However my attention was recently drawn to an article that was published in the Guardian (Known throughout the UK as the Grauniad because it used to contain a wealth of spelling & grammatical faux pas.)
I don't intend to splatter my blogs with other peoples reportage, but this time I will make an exeption.
Was Lockerbie suspect working for US?
Published Date: 27 October 2008
By David Maddox
CAMPAIGNERS yesterday renewed calls for the United States to answer fresh questions over a Lockerbie bombing suspect.
Former
Labour MP Tam Dalyell and Edinburgh law professor Robert Black urged
the Scottish and UK governments to answer reports there is evidence Abu
Nidal was a US agent.
They have long believed Abu Nidal, who died in Iraq in 2002, and his Popular
Front
for the Liberation of Palestine General Command were responsible for
co-ordinating the bomb that blew up Pan Am flight 103 over Lockerbie on
21 December, 1988 with the loss of 270 lives.
Intelligence
reports, said to have been drawn up for Saddam Hussein's security
services, said Kuwaitis had asked Abu Nidal, whose real name was Sabri
al-Banna, to find out if al-Qaeda was present in Iraq.
The
reports referred to Abu Nidal's "collusion with both the American and
Kuwaiti intelligence apparatuses in co-ordination with Egyptian
intelligence".
And campaigners said the latest evidence adds weight to the claims that Libyan secret agent Abdelbasset Ali Mohmed al-Megrahi who was found guilty of the atrocity in 2001; and the Libyan government were scapegoats to cover up a wider plot.
Mr
Dalyell said the reports added weight to the theory that Lockerbie was
a "tit-for-tat" attack for the shooting down of an Iranian passenger
airliner by the warship USS Vincennes in 1988, and was allowed by the
US administration.
He
said the claims that Abu Nidal was working for the Americans would
explain some of the mysteries that surrounded the Lockerbie outrage.
These included a notice that went up at the American embassy in Moscow
warning diplomats not to travel on Pan Am flights, and senior South
African figures being "hauled off" the plane before its final flight.
The diplomats were replaced by students, who lost their lives.
Added
to that is the mystery over why then Prime Minister Margaret Thatcher
overruled her transport secretary, Cecil Parkinson, and stopped a
public inquiry into the attack.

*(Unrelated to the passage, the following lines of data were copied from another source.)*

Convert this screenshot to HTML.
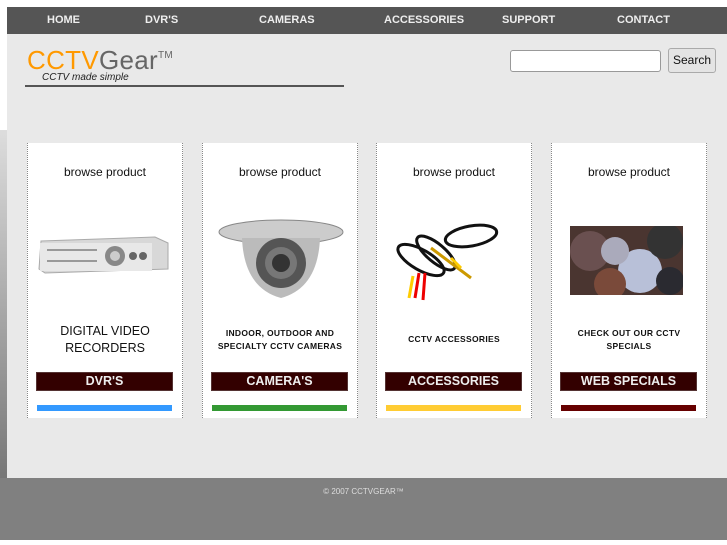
<!DOCTYPE html>
<html><head><style>
*{margin:0;padding:0;box-sizing:border-box}
body{width:727px;height:545px;background:#fff;position:relative;overflow:hidden;font-family:"Liberation Sans",sans-serif}
.abs{position:absolute}
#nav{left:7px;top:7px;width:720px;height:27px;background:#555}
#nav span{position:absolute;top:7px;color:#eee;font-weight:bold;font-size:11px}
#main{left:7px;top:34px;width:720px;height:444px;background:#e9e9e9}
#strip{left:0;top:130px;width:7px;height:348px;background:linear-gradient(#ddd,#777)}
#foot{left:0;top:478px;width:727px;height:62px;background:#808080;color:#ddd;font-size:8px;text-align:center;padding-top:9px}
.card{position:absolute;top:143px;width:156px;height:275px;background:#fff;border-left:1px dotted #888;border-right:1px dotted #888}
.bp{position:absolute;top:22px;width:100%;text-align:center;font-size:12px;color:#111}
.desc{position:absolute;width:100%;text-align:center;color:#111}
.btn{position:absolute;left:8px;top:229px;width:137px;height:19px;background:#300;border:1px solid #533;color:#eee;font-weight:bold;font-size:12.5px;text-align:center;line-height:17px}
.bar{position:absolute;left:9px;top:262px;width:135px;height:6px}
</style></head><body>
<div id="nav" class="abs">
<span style="left:40px">HOME</span><span style="left:138px">DVR'S</span><span style="left:252px">CAMERAS</span><span style="left:377px">ACCESSORIES</span><span style="left:495px">SUPPORT</span><span style="left:610px">CONTACT</span>
</div>
<div id="main" class="abs"></div>
<div id="strip" class="abs"></div>
<div class="abs" style="left:27px;top:45px;font-size:26px;letter-spacing:0.3px;color:#666"><span style="color:#f90">CCTV</span>Gear<sup style="font-size:10px;vertical-align:top;position:relative;top:5px">TM</sup></div>
<div class="abs" style="left:42px;top:72px;font-size:10px;font-style:italic;color:#222">CCTV made simple</div>
<div class="abs" style="left:25px;top:85px;width:319px;height:2px;background:#555"></div>
<div class="abs" style="left:510px;top:50px;width:151px;height:22px;background:#fff;border:1px solid #999;border-radius:3px"></div>
<div class="abs" style="left:668px;top:48px;width:48px;height:25px;background:#e4e4e4;border:1px solid #aaa;border-radius:3px;font-size:12px;text-align:center;line-height:23px;color:#111">Search</div>

<div class="card" style="left:27px"><div class="bp">browse product</div>
<svg class="abs" style="left:9px;top:90px" width="132" height="44"><polygon points="4,8 118,4 131,10 131,36 8,40 2,36" fill="#d8d8d8" stroke="#aaa"/><rect x="3" y="10" width="112" height="28" fill="#e8e8e8"/><circle cx="78" cy="23" r="10" fill="#888"/><circle cx="78" cy="23" r="5" fill="#ccc"/><circle cx="96" cy="23" r="4" fill="#666"/><circle cx="106" cy="23" r="4" fill="#666"/><g fill="#999"><rect x="10" y="16" width="50" height="2"/><rect x="10" y="27" width="50" height="2"/></g></svg>
<div class="desc" style="top:180px;font-size:12.5px;line-height:17px">DIGITAL VIDEO<br>RECORDERS</div>
<div class="btn">DVR'S</div><div class="bar" style="background:#39f"></div></div>

<div class="card" style="left:202px"><div class="bp">browse product</div>
<svg class="abs" style="left:15px;top:75px" width="126" height="82"><ellipse cx="63" cy="14" rx="62" ry="12" fill="#ccc" stroke="#888"/><path d="M24,20 Q26,70 63,80 Q100,70 102,20 Z" fill="#bbb"/><circle cx="63" cy="45" r="25" fill="#555"/><circle cx="63" cy="45" r="16" fill="#777"/><circle cx="63" cy="45" r="9" fill="#333"/></svg>
<div class="desc" style="top:184px;font-size:8.5px;font-weight:bold;line-height:13px;letter-spacing:0.3px">INDOOR, OUTDOOR AND<br>SPECIALTY CCTV CAMERAS</div>
<div class="btn">CAMERA'S</div><div class="bar" style="background:#393"></div></div>

<div class="card" style="left:376px"><div class="bp">browse product</div>
<svg class="abs" style="left:14px;top:75px" width="120" height="90" fill="none" stroke="#111" stroke-width="3"><ellipse cx="30" cy="42" rx="26" ry="10" transform="rotate(30 30 42)"/><ellipse cx="45" cy="35" rx="24" ry="9" transform="rotate(40 45 35)"/><ellipse cx="80" cy="18" rx="26" ry="10" transform="rotate(-10 80 18)"/><path d="M40,30 L80,60" stroke="#c90"/><path d="M28,55 L24,80 M34,55 L32,82" stroke="#e00"/><path d="M22,58 L18,80" stroke="#fc0"/><path d="M60,40 L70,50" stroke="#fc0"/></svg>
<div class="desc" style="top:191px;font-size:8.5px;font-weight:bold;letter-spacing:0.3px">CCTV ACCESSORIES</div>
<div class="btn">ACCESSORIES</div><div class="bar" style="background:#fc3"></div></div>

<div class="card" style="left:551px"><div class="bp">browse product</div>
<svg class="abs" style="left:18px;top:83px" width="113" height="69"><rect width="113" height="69" fill="#4a3530"/><circle cx="20" cy="25" r="20" fill="#6a5050"/><circle cx="70" cy="45" r="22" fill="#b8c0d8"/><circle cx="45" cy="25" r="14" fill="#aab"/><circle cx="95" cy="15" r="18" fill="#333"/><circle cx="40" cy="58" r="16" fill="#7a4a3a"/><circle cx="100" cy="55" r="14" fill="#2a2a30"/></svg>
<div class="desc" style="top:184px;font-size:8.5px;font-weight:bold;line-height:13px;letter-spacing:0.3px">CHECK OUT OUR CCTV<br>SPECIALS</div>
<div class="btn">WEB SPECIALS</div><div class="bar" style="background:#600"></div></div>

<div id="foot" class="abs">© 2007 CCTVGEAR™</div>
</body></html>
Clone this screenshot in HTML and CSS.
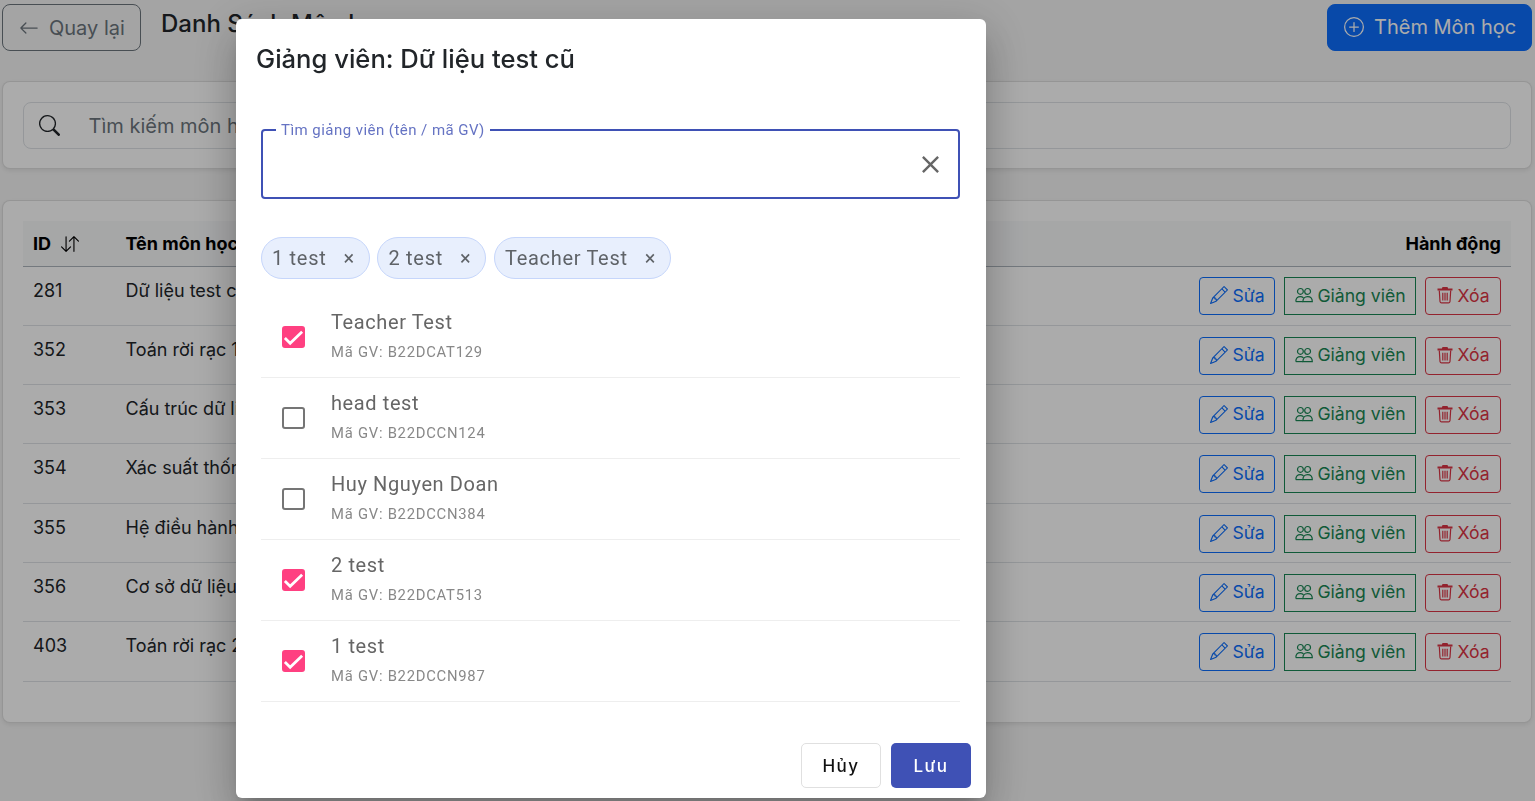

It has been claimed this was because
the US administration did not want an inquiry.
In
a joint statement issued yesterday, Mr Dalyell and Prof Black said: "If
the American public had known of a link with Abu Nidal, and had known
that the US government knew enough to pull VIPs off the plane and let
home-going students take their place, there would have been fury at a
time of transition between the presidencies of Ronald Reagan and George
Bush Snr.
"The
fact that the Iraqi government either executed Abu Nidal or forced him
to commit suicide suggests they had discovered he was an American spy."
Mr
Dalyell and Prof Black who with Lockerbie relative Dr Jim Swire
persuaded the Libyan government to hand over Megrahi for trial said
they were "deeply and personally concerned" about the Libyan, who is
suffering from cancer.
There are some pretty awful allegations in there. One can only hope & pray that It's rubbish............Cant we?